• REQUIRED TASK:
Find each line with the string "styles" and report it.

+ + + + + + +

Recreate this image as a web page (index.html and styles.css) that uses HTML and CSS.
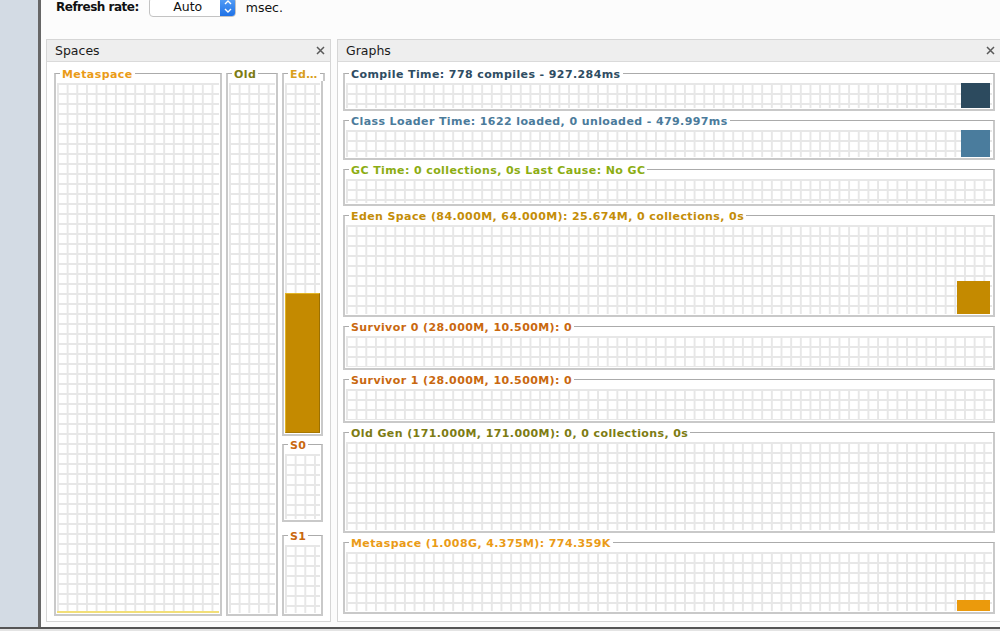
FILE: index.html
```html
<!DOCTYPE html>
<html>
<head>
<meta charset="utf-8">
<title>Visual GC</title>
<link rel="stylesheet" href="styles.css">
</head>
<body>
<div class="app">
  <aside class="sidebar"></aside>
  <main class="main">
    <div class="toolbar">
      <span class="label">Refresh rate:</span>
      <div class="combo">
        <span class="combo-value">Auto</span>
        <span class="stepper"><svg width="16" height="20" viewBox="0 0 16 20"><path d="M5 7L8 4L11 7M5 12L8 15L11 12" fill="none" stroke="#fff" stroke-width="1.4"/></svg></span>
      </div>
      <span class="unit">msec.</span>
    </div>
    <div class="panels">
      <section class="panel spaces">
        <header class="panel-head"><span>Spaces</span><svg class="close" width="9" height="9" viewBox="0 0 9 9"><path d="M1 1L8 8M8 1L1 8" stroke="#5a5a5a" stroke-width="1.5"/></svg></header>
        <div class="panel-body spaces-body">
          <div class="box sp-meta">
            <div class="box-title"><span class="t-meta">Metaspace</span></div>
            <div class="box-frame"><div class="grid"><div class="sfill meta-line"></div></div></div>
          </div>
          <div class="box sp-old">
            <div class="box-title"><span class="t-old">Old</span></div>
            <div class="box-frame"><div class="grid"></div></div>
          </div>
          <div class="young-col">
            <div class="box sp-eden">
              <div class="box-title"><span class="t-ed">Ed…</span></div>
              <div class="box-frame"><div class="grid"><div class="sfill eden-fill" style="height:40.1%"></div></div></div>
            </div>
            <div class="box sp-s0">
              <div class="box-title"><span class="t-surv">S0</span></div>
              <div class="box-frame"><div class="grid"></div></div>
            </div>
            <div class="box sp-s1">
              <div class="box-title"><span class="t-surv">S1</span></div>
              <div class="box-frame"><div class="grid"></div></div>
            </div>
          </div>
        </div>
      </section>
      <section class="panel graphs">
        <header class="panel-head"><span>Graphs</span><svg class="close" width="9" height="9" viewBox="0 0 9 9"><path d="M1 1L8 8M8 1L1 8" stroke="#5a5a5a" stroke-width="1.5"/></svg></header>
        <div class="panel-body graphs-body">
          <div class="box g-compile">
            <div class="box-title"><span class="t-compile">Compile Time: 778 compiles - 927.284ms</span></div>
            <div class="box-frame"><div class="grid"><div class="gfill f-compile" style="height:100%"></div></div></div>
          </div>
          <div class="box g-class">
            <div class="box-title"><span class="t-class">Class Loader Time: 1622 loaded, 0 unloaded - 479.997ms</span></div>
            <div class="box-frame"><div class="grid"><div class="gfill f-class" style="height:100%"></div></div></div>
          </div>
          <div class="box g-gc">
            <div class="box-title"><span class="t-gc">GC Time: 0 collections, 0s Last Cause: No GC</span></div>
            <div class="box-frame"><div class="grid"></div></div>
          </div>
          <div class="box g-eden">
            <div class="box-title"><span class="t-eden">Eden Space (84.000M, 64.000M): 25.674M, 0 collections, 0s</span></div>
            <div class="box-frame"><div class="grid"><div class="gfill f-eden" style="height:37%"></div></div></div>
          </div>
          <div class="box g-s0">
            <div class="box-title"><span class="t-surv">Survivor 0 (28.000M, 10.500M): 0</span></div>
            <div class="box-frame"><div class="grid"></div></div>
          </div>
          <div class="box g-s1">
            <div class="box-title"><span class="t-surv">Survivor 1 (28.000M, 10.500M): 0</span></div>
            <div class="box-frame"><div class="grid"></div></div>
          </div>
          <div class="box g-old">
            <div class="box-title"><span class="t-old">Old Gen (171.000M, 171.000M): 0, 0 collections, 0s</span></div>
            <div class="box-frame"><div class="grid"></div></div>
          </div>
          <div class="box g-meta">
            <div class="box-title"><span class="t-meta">Metaspace (1.008G, 4.375M): 774.359K</span></div>
            <div class="box-frame"><div class="grid"><div class="gfill f-meta" style="height:18%"></div></div></div>
          </div>
        </div>
      </section>
    </div>
  </main>
</div>
<div class="bottombar"></div>
</body>
</html>
```
FILE: styles.css
```css
* { box-sizing: border-box; }
html, body { margin: 0; padding: 0; }
body {
  width: 1000px;
  height: 631px;
  overflow: hidden;
  display: flex;
  flex-direction: column;
  font-family: "DejaVu Sans", "Noto Sans", sans-serif;
  background: #fff;
  color: #111;
}
.app { display: flex; height: 627px; flex: none; }
.sidebar {
  width: 41px;
  flex: none;
  background: #d3dbe4;
  border-right: 3px solid #676767;
}
.main {
  flex: 1;
  min-width: 0;
  display: flex;
  flex-direction: column;
  padding-left: 5px;
  overflow: hidden;
  background: #fcfcfc;
}
.toolbar {
  display: flex;
  align-items: center;
  height: 20px;
  margin-top: -3px;
  padding-left: 10px;
  flex: none;
  font-size: 12px;
}
.label { font-weight: bold; letter-spacing: -0.5px; }
.combo {
  margin-left: 10px;
  width: 87px;
  height: 20px;
  display: flex;
  background: #fff;
  border: 1px solid #c3c3c3;
  border-radius: 4px;
  overflow: hidden;
}
.combo-value { flex: 1; text-align: center; font-size: 12.5px; line-height: 18px; padding-left: 6px; }
.stepper {
  width: 16px;
  flex: none;
  margin: -1px -1px -1px 0;
  background: linear-gradient(#5aa2f7, #1b6fe6);
  border-radius: 0 4px 4px 0;
  display: flex;
}
.unit { margin-left: 10px; font-size: 12.5px; }

.panels {
  flex: 1;
  display: flex;
  gap: 6px;
  margin-top: 22px;
  padding-bottom: 5px;
  min-height: 0;
}
.panel {
  display: flex;
  flex-direction: column;
  border: 1px solid #d6d6d6;
  background: #fff;
  flex: none;
}
.spaces { width: 285px; }
.graphs { width: 664px; }
.panel-head {
  height: 22px;
  flex: none;
  display: flex;
  align-items: center;
  justify-content: space-between;
  padding: 0 5px 0 8px;
  background: #eeeeee;
  border-bottom: 1px solid #dadada;
  font-size: 12.5px;
  color: #1a1a1a;
}
.panel-body { flex: 1; min-height: 0; }

.spaces-body {
  display: flex;
  gap: 4px;
  padding: 6px 7px 5px 7px;
}
.graphs-body {
  display: flex;
  flex-direction: column;
  gap: 4px;
  padding: 6px 5px 5px 5px;
}

/* titled border box */
.box {
  display: flex;
  flex-direction: column;
  min-width: 0;
  min-height: 0;
}
.box-title {
  display: flex;
  height: 13px;
  flex: none;
  font-size: 11px;
  font-weight: bold;
  line-height: 13px;
  letter-spacing: 0.4px;
  white-space: nowrap;
}
.box-title::before,
.box-title::after {
  content: "";
  align-self: flex-end;
  height: 7px;
  border-top: 1px solid #ababab;
}
.box-title::before {
  width: 4px;
  flex: none;
  border-left: 2px solid #c9c9c9;
}
.box-title::after {
  flex: 1;
  min-width: 3px;
  border-right: 2px solid #c9c9c9;
}
.box-title span { padding: 0 2px; }
.box-frame {
  flex: 1;
  min-height: 0;
  display: flex;
  flex-direction: column;
  border: 2px solid #c9c9c9;
  border-top: 0;
  padding: 2px 1px 1px 1px;
}
.grid {
  flex: 1;
  min-height: 0;
  display: flex;
  align-items: flex-end;
  justify-content: flex-end;
  background-color: #fff;
  background-image:
    linear-gradient(90deg, #e7e7e7 0 2px, transparent 2px),
    linear-gradient(180deg, #e7e7e7 0 2px, transparent 2px);
  background-size: 9.67px 10px;
}

.sp-meta { width: 168px; flex: none; }
.sp-old { width: 52px; flex: none; }
.young-col { width: 41px; flex: none; display: flex; flex-direction: column; }
.sp-eden { flex: 1; }
.sp-s0 { height: 83px; flex: none; margin-top: 3px; }
.sp-s1 { height: 86px; flex: none; margin-top: 8px; }

.sfill { width: 100%; }
.meta-line { height: 2px; background: #f2df78; }
.eden-fill {
  background: #c48a00;
  border: 1px solid #e3b526;
  border-right-color: #9c7000;
  border-bottom-color: #a77800;
}

.g-compile, .g-class, .g-gc, .g-eden, .g-s0, .g-s1, .g-old, .g-meta { flex: none; }
.g-compile { height: 43px; }
.g-class { height: 45px; }
.g-gc { height: 42px; }
.g-eden { height: 107px; }
.g-s0 { height: 49px; }
.g-s1 { height: 49px; }
.g-old { height: 106px; }
.g-meta { height: 77px; }

.gfill { margin-right: 2px; }
.f-compile { width: 29px; background: #2c4a5e; }
.f-class { width: 29px; background: #4a7c9d; }
.f-eden { width: 33px; background: #c48a00; }
.f-meta { width: 33px; background: #eb9a0c; }

.t-compile { color: #2e4c62; }
.t-class { color: #4b7b9b; }
.t-gc { color: #8cad12; }
.t-eden { color: #c48d08; }
.t-surv { color: #c9680f; }
.t-old { color: #7d7c13; }
.t-meta { color: #ea9b17; }
.t-ed { color: #d99f1c; }

.bottombar {
  height: 4px;
  flex: none;
  border-top: 2px solid #555;
  background: #e4e4e4;
}
```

+ + + + + + +

• SOLUTION FOR THIS EXERCISE:
Recreate this image as a web page (index.html and styles.css) that uses HTML and CSS.
<link rel="stylesheet" href="styles.css">
FILE: styles.css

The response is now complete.